Furthermore, most scholars ignored another context in which the same number 603,550 was referenced. That context is the counting of the amount of silver received for the building of the tabernacle (Exodus 38). There, the amount of silver received was 100 kikkar ('talent') and 1,775 shekels, which accounted for the 603,550 people, each contributing half a shekel (Exodus 38:25-26; cf. 30:13). 603,550 divided by 2 is 301,775, which easily matches the amount of silver received. However, if you take eleph to mean something else, there is an unsurmountable difficulty of interpretation.

The problem was not introduced by the text, but by those who would like to interpret the text differently in order to take hold to other scholarly commitments.


Consider what Numbers 1:2-3 (KJV) suggests about how "eleph" is used.

2Take ye the sum of all the congregation of the children of Israel, after their families, by the house of their fathers, with the number of their names, every male by their polls; 3From twenty years old and upward, all that are able to go forth to war in Israel; ...

So, the numbering was to be:

  • by tribe
  • by house/family
  • of all the males able to go to war

And, beginning in Numbers 1:20-21, this pattern is seen in the detail of the numbering recorded:

  • Tribe of Reuben
  • 46 family units/households (not thousands)
  • 500 men able to go to war

And the pattern is repeated for all the tribes, in the verses that follow.

  • Welcome to Biblical Hermeneutics Stack Exchange, thanks for contributing!

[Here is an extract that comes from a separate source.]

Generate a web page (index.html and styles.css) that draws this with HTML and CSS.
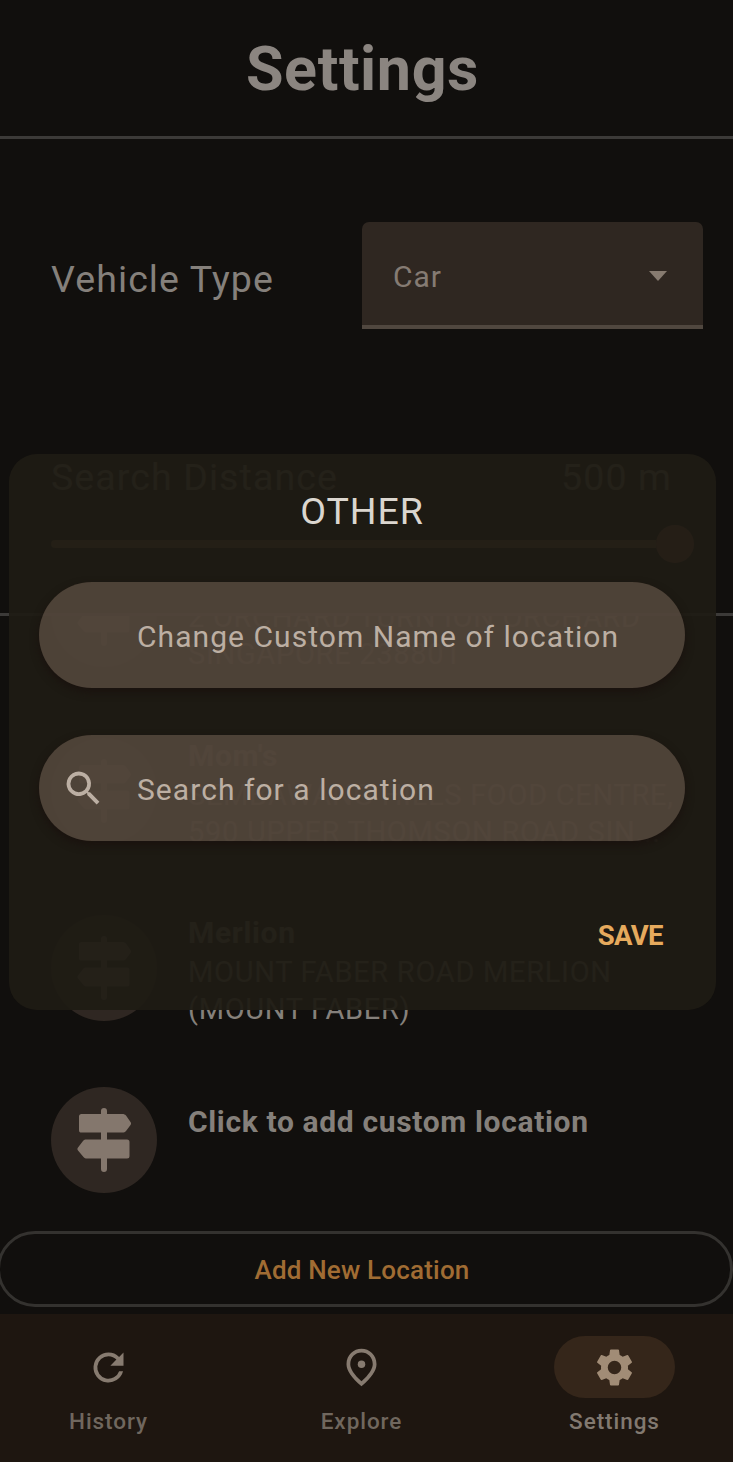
FILE: index.html
```html
<!DOCTYPE html>
<html lang="en">
<head>
<meta charset="utf-8">
<title>Settings</title>
<link rel="stylesheet" href="styles.css">
</head>
<body>
<svg class="defs" aria-hidden="true">
  <symbol id="signpost" viewBox="0 0 56 66">
    <path d="M25 4a3 3 0 0 1 6 0V7h15.500c1.500 0 2.500.5 3.500 1.500l4.500 6.500c.8 1 .8 2 0 3l-4.500 6c-1 1.200-2 1.600-3.500 1.600H31v6.900h20a2.500 2.500 0 0 1 2.500 2.500v14a2.500 2.500 0 0 1-2.500 2.500H31V62a3 3 0 0 1-6 0V51.500H11c-1.500 0-2.500-.5-3.500-1.500L2 43.500c-.8-1-.8-2 0-3l5-6.500c1-1.200 2-1.500 3.500-1.500H25v-6.900H5.500A2.500 2.500 0 0 1 3 23V9.500A2.500 2.500 0 0 1 5.500 7H25z"/>
  </symbol>
</svg>
<div class="screen">
  <header class="header"><h1 class="title">Settings</h1></header>
  <section class="preferences">
    <div class="vehicle">
      <span class="vehicle-label">Vehicle Type</span>
      <div class="select"><span class="select-value">Car</span><i class="caret"></i></div>
    </div>
    <div class="distance"><span class="distance-label">Search Distance</span><span>500 m</span></div>
    <div class="slider"><i class="track"></i><i class="knob"></i></div>
  </section>
  <main class="locations">
    <article class="location first">
      <div class="avatar"><svg><use href="#signpost"/></svg></div>
      <div class="details"><p>2 ORCHARD TURN ION ORCHARD</p><p>SINGAPORE 238801</p></div>
    </article>
    <article class="location">
      <div class="avatar"><svg><use href="#signpost"/></svg></div>
      <div class="details"><h2>Mom's</h2><p>SEMBAWANG HILLS FOOD CENTRE,</p><p>590 UPPER THOMSON ROAD SIN...</p></div>
    </article>
    <article class="location merlion">
      <div class="avatar"><svg><use href="#signpost"/></svg></div>
      <div class="details"><h2>Merlion</h2><p>MOUNT FABER ROAD MERLION</p><p>(MOUNT FABER)</p></div>
    </article>
    <article class="location last">
      <div class="avatar"><svg><use href="#signpost"/></svg></div>
      <div class="details"><h2>Click to add custom location</h2></div>
    </article>
  </main>
  <button class="add">Add New Location</button>
  <nav class="nav">
    <a class="tab"><span class="tab-icon"><svg viewBox="0 0 24 24"><path d="M17.650 6.350A7.950 7.950 0 0 0 12 4a8 8 0 1 0 7.750 10h-2.080A6 6 0 1 1 12 6c1.660 0 3.140.690 4.220 1.780L13 11h7V4z"/></svg></span>History</a>
    <a class="tab"><span class="tab-icon"><svg viewBox="0 0 24 24"><path fill-rule="evenodd" d="M12 2C7.800 2 4 5.220 4 10.200 4 13.520 6.670 17.450 12 22c5.330-4.550 8-8.480 8-11.800C20 5.220 16.200 2 12 2zm0 17.350C7.950 15.670 6 12.550 6 10.200 6 6.570 8.650 4 12 4s6 2.570 6 6.200c0 2.350-1.950 5.470-6 9.150z"/><circle cx="12" cy="10.200" r="2"/></svg></span>Explore</a>
    <a class="tab active"><span class="tab-icon"><svg viewBox="0 0 24 24"><path d="M19.140 12.940c.04-.3.060-.61.060-.94 0-.32-.02-.64-.07-.94l2.030-1.580a.49.490 0 0 0 .12-.61l-1.920-3.320a.488.488 0 0 0-.59-.22l-2.390.96c-.5-.38-1.030-.7-1.620-.94l-.36-2.540a.484.484 0 0 0-.48-.41h-3.840c-.24 0-.43.170-.47.410l-.36 2.540c-.59.240-1.130.570-1.620.940l-2.390-.96c-.22-.08-.47 0-.59.220L2.740 8.870c-.12.210-.08.470.12.610l2.030 1.580c-.05.300-.09.630-.09.940s.02.640.07.940l-2.030 1.580a.49.490 0 0 0-.12.610l1.920 3.320c.12.220.37.290.59.220l2.390-.96c.5.380 1.030.700 1.620.940l.36 2.540c.05.240.24.410.48.410h3.840c.24 0 .44-.17.470-.41l.36-2.540c.59-.24 1.130-.56 1.620-.94l2.390.96c.22.080.47 0 .59-.22l1.920-3.320c.12-.22.070-.47-.12-.61zM12 15.600A3.600 3.600 0 1 1 12 8.400a3.600 3.600 0 0 1 0 7.200z"/></svg></span>Settings</a>
  </nav>
  <div class="dialog" role="dialog">
    <h2 class="dialog-title">OTHER</h2>
    <div class="field"><span>Change Custom Name of location</span></div>
    <div class="field"><svg class="search" viewBox="0 0 24 24"><path d="M15.500 14h-.79l-.28-.27A6.500 6.500 0 1 0 13.730 14.430l.27.280v.79l5 4.990L20.490 19zM9.500 14a4.500 4.500 0 1 1 0-9 4.500 4.500 0 0 1 0 9z"/></svg><span>Search for a location</span></div>
    <button class="save">SAVE</button>
  </div>
</div>
</body>
</html>
```
FILE: styles.css
```css
* { box-sizing: border-box; }
body { margin: 0; background: #110f0d; font-family: Roboto, "Liberation Sans", sans-serif; color: #85807b; }
h1, h2, p { margin: 0; }
button { font: inherit; background: none; border: 0; padding: 0; }
svg { display: block; fill: currentColor; }
.defs { position: absolute; width: 0; height: 0; }
.screen { position: relative; width: 733px; height: 1462px; overflow: hidden; display: flex; flex-direction: column; }

.header { height: 139px; flex: none; padding: 2px 8px 0 0; border-bottom: 3px solid #3c3a38; display: flex; align-items: center; justify-content: center; }
.title { font-size: 61px; line-height: 70px; font-weight: 700; letter-spacing: .6px; color: #8b8580; }

.preferences { height: 477px; flex: none; padding: 83px 30px 0 51px; border-bottom: 3px solid #3c3a38; }
.vehicle { height: 107px; display: flex; justify-content: space-between; align-items: center; }
.vehicle-label { font-size: 37.5px; letter-spacing: 1.1px; padding-top: 7px; }
.select { width: 341px; height: 107px; padding: 4px 36px 0 31px; background: #2f2721; border-bottom: 4px solid #50473f; border-radius: 7px 7px 0 0; display: flex; align-items: center; justify-content: space-between; font-size: 30px; letter-spacing: .9px; color: #857b73; }
.select-value { padding-top: 2px; }
.caret { border: 9.500px solid transparent; border-top: 10px solid #877b70; border-bottom: 0; }
.distance { height: 44px; margin-top: 126px; padding-right: 31px; display: flex; justify-content: space-between; font-size: 37.5px; line-height: 44px; letter-spacing: 1.1px; }
.slider { height: 38px; margin-top: 26px; display: flex; align-items: center; }
.track { height: 8px; width: 605px; background: #805e3a; border-radius: 4px 0 0 4px; }
.knob { width: 38px; height: 38px; border-radius: 50%; background: #a05848; }

.locations { height: 615px; flex: none; overflow: hidden; padding-left: 51px; }
.location { height: 177px; display: flex; gap: 31px; }
.location.first { height: 122px; }
.location.merlion { height: 172px; }
.avatar { width: 106px; height: 106px; flex: none; background: #2f2722; border-radius: 50%; display: flex; align-items: center; justify-content: center; color: #84776d; }
.avatar svg { width: 56px; height: 66px; }
.first .avatar { margin-top: -55px; }
.first .details { margin-top: -17px; }
.last .details { padding-top: 17px; }
.details { white-space: nowrap; }
.location h2 { font-size: 30px; line-height: 36px; font-weight: 700; letter-spacing: .65px; }
.location p { font-size: 29px; line-height: 37px; letter-spacing: .7px; }
.location h2 + p { margin-top: 3px; }

.add { width: 736px; height: 76px; margin-left: -3px; flex: none; border: 3px solid #34322f; border-radius: 38px; font-size: 26px; font-weight: 500; letter-spacing: .19px; color: #a06c33; padding-right: 6px; padding-top: 1px; }
.nav { margin-top: 7px; flex: 1; background: #1e1610; display: flex; justify-content: space-between; padding: 22px 58px 0 48px; }
.tab { display: flex; flex-direction: column; align-items: center; gap: 10px; font-size: 22.500px; line-height: 27px; font-weight: 500; letter-spacing: .94px; color: #70675e; width: 121px; }
.tab-icon { width: 121px; height: 62px; border-radius: 31px; display: flex; align-items: center; justify-content: center; color: #877b70; }
.tab svg { width: 45px; height: 45px; }
.active { color: #827970; }
.active .tab-icon { background: #35261a; color: #a18c76; }

.dialog { position: absolute; left: 9px; top: 454px; width: 707px; height: 556px; padding: 36px 31px 0 30px; border-radius: 28px; background: rgba(31, 27, 20, .95); display: flex; flex-direction: column; }
.dialog-title { height: 42px; text-align: center; font-size: 37.5px; line-height: 42px; font-weight: 400; letter-spacing: .9px; color: #dbd6cf; }
.field { height: 106px; margin-top: 50px; padding: 3px 0 0 98px; border-radius: 53px; background: rgba(126, 106, 91, .5); box-shadow: 0 4px 8px #1a120e; display: flex; align-items: center; font-size: 30px; letter-spacing: 1.05px; color: #bcafa3; }
.field + .field { margin-top: 47px; padding-left: 22px; gap: 31px; }
.search { width: 45px; height: 45px; margin-top: -3px; }
.save { align-self: flex-end; margin: 79px 22px 0 0; font-size: 27.5px; line-height: 32px; font-weight: 700; letter-spacing: -.6px; color: #e6aa5d; }
```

Be sure to take our site tour to learn more about us. We're a little different from other sites.
    – Steve can help
    May 26, 2016 at 7:40
  • 1
    What evidence do you have to support that it is not thousands?
    – curiousdannii
    Jun 5, 2016 at 4:10
  • I have edited your answer to format the quote properly, and to change the numbered points to bullets. It can be rolled back to your original, if you prefer.
    – enegue
    Aug 22, 2017 at 21:08
  • As to your suggestion, if "thousands" should be "families"/"households" what are you suggesting about the "hundreds"? You can't simply discard this detail.